Big banks have huge upside.

On July 12, I told you it was time to buy financials. I think the opportunity is even more compelling today. I'll show you why in a minute. But first, let's go over the basic case for Big Finance...

The Federal Reserve is keeping interest rates at zero for at least the next 18 months. That means banks can borrow for next to nothing and lend at much higher rates.

Also, almost every institutional analyst lowered earnings estimates heading into the current quarter. That might sound bad, but it means expectations for this sector are low. It makes an upside surprise more likely.

And bank earnings are headed for a boost. All-time-low mortgage rates will spur a wave of refinancing. And high cash levels combined with lower stock prices will heat up the merger and acquisition (M&A) market. M&A generates big profits for banks who act as middlemen.

Plus, financials are one of the hardest-hit sectors. Over the past four months, the Financials Select Fund (XLF) lost 15%.


Even with all this working in the big banks' favor, you may still think I'm crazy to buy here. After all, the financial reform bill (which was signed into law last week) is designed to prevent banks from being "too big to fail." Shouldn't all that new regulation limit growth and prevent the biggest banks from reaping the kind of profits they saw before the crash?

Well, judging by a few stats I found recently, nothing could be further from the truth...

According to the Wall Street Journal, Bank of America, JPMorgan, and Wells Fargo have 33% of all U.S. deposits. That's up from 21% in mid-2007, the fastest shift of such a large chunk of deposits in U.S. history.

And according to Inside Mortgage Finance, these three banks made 57% of all home mortgages in the first quarter. That's up 28% from 2008.

SNL Financial reports that Citigroup and the other three financial giants had $7.7 trillion in loans and assets as of March 31. That's up 56% since the end of 2007. Their combined assets are nearly twice as big as the assets of the next 46 biggest banks.

These numbers suggest the biggest U.S. banks will ALWAYS be "too big to fail." The risk to the system is too great for the government to let any of these companies go belly-up. It's bad for our country. But it's great for investors: It creates a floor of value.

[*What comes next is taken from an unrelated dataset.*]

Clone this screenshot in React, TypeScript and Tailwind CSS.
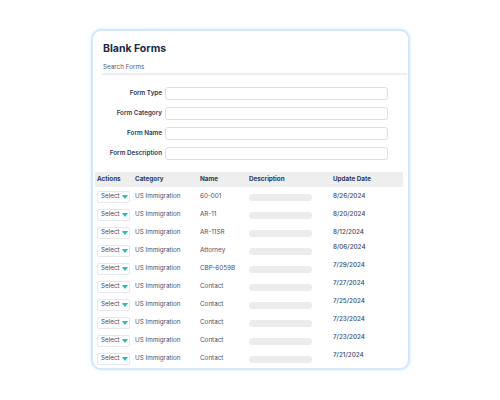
import React from "react";

const rows = [
  { name: "60-001", date: "8/26/2024", up: false },
  { name: "AR-11", date: "8/20/2024", up: false },
  { name: "AR-11SR", date: "8/12/2024", up: false },
  { name: "Attorney", date: "8/06/2024", up: true },
  { name: "CBP-6059B", date: "7/29/2024", up: true },
  { name: "Contact", date: "7/27/2024", up: true },
  { name: "Contact", date: "7/25/2024", up: true },
  { name: "Contact", date: "7/23/2024", up: true },
  { name: "Contact", date: "7/23/2024", up: true },
  { name: "Contact", date: "7/21/2024", up: true },
];

const fields = ["Form Type", "Form Category", "Form Name", "Form Description"];

export default function App() {
  return (
    <div
      className="w-[500px] h-[400px] bg-white pl-[91px] pt-[29px]"
      style={{ fontFamily: "Inter, 'Noto Sans', sans-serif" }}
    >
      <div className="w-[319px] h-[341px] rounded-[10px] border-2 border-[#d3e9fa] bg-white shadow-[0_0_3px_rgba(180,215,245,0.6)] pt-[11px] pr-[1px] flex flex-col">
        <div className="ml-[10px] text-[10.5px] leading-[14px] font-bold text-[#1c2847]">Blank Forms</div>
        <div className="ml-[9px] mt-[7px] pl-[1px] pb-[1px] border-b-2 border-[#eceef1] text-[6.3px] leading-[9px] text-[#4c5a7c]">
          Search Forms
        </div>
        <div className="mt-[12px] flex flex-col gap-[7px]">
          {fields.map((f) => (
            <div key={f} className="flex items-center">
              <div className="w-[69px] text-right text-[6.3px] font-semibold text-[#2f3a56]">{f}</div>
              <div className="ml-[3px] w-[223px] h-[13px] rounded-[3px] border border-[#dcdfe4] bg-white" />
            </div>
          ))}
        </div>
        <div className="mt-[12px] ml-[2px] w-[308px] h-[15px] bg-[#eeeeee] flex items-center text-[6.3px] font-bold text-[#2c3a5c]">
          <div className="w-[40px] pl-[2px]">Actions</div>
          <div className="w-[65px]">Category</div>
          <div className="w-[49px]">Name</div>
          <div className="w-[84px]">Description</div>
          <div>Update Date</div>
        </div>
        <div className="ml-[2px] flex flex-col pt-[1px]">
          {rows.map((r, i) => (
            <div key={i} className="h-[18px] flex items-center text-[6.3px] text-[#46506b]">
              <div className="w-[40px] pl-[2px]">
                <div className="w-[33px] h-[12px] border border-[#e6e8eb] rounded-[2px] flex items-center pl-[3px]">
                  <span className="text-[#3b4563] w-[21px]">Select</span>
                  <svg width="6" height="4" viewBox="0 0 6 4">
                    <path d="M0 0 H6 L3 4 Z" fill="#1fbfa9" />
                  </svg>
                </div>
              </div>
              <div className="w-[65px]">US Immigration</div>
              <div className="w-[49px]">{r.name}</div>
              <div className="w-[84px]">
                <div className="w-[63px] h-[7px] rounded-full bg-[#ececec]" />
              </div>
              <div className={r.up ? "mb-[7px] text-[#3a4768] font-medium" : "text-[#3a4768] font-medium"}>{r.date}</div>
            </div>
          ))}
        </div>
      </div>
    </div>
  );
}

Plus, right now, Big Finance stocks are trading at attractive valuations. All four of the names I mentioned are trading below 10 times next year's earnings. As I showed you in my chart from "The New Rules of Investing" last week, stocks below 10 times earnings make a great buying opportunity. Also, with the exception of Wells Fargo (at 1.3 times book), all these banks trade below book value. Your risk is pretty limited when you buy this cheap.

Looking at the upside, over the next 18 months, low interest rates will create huge profits for these giants. That means it's just a matter of time before these banks reinstate dividends.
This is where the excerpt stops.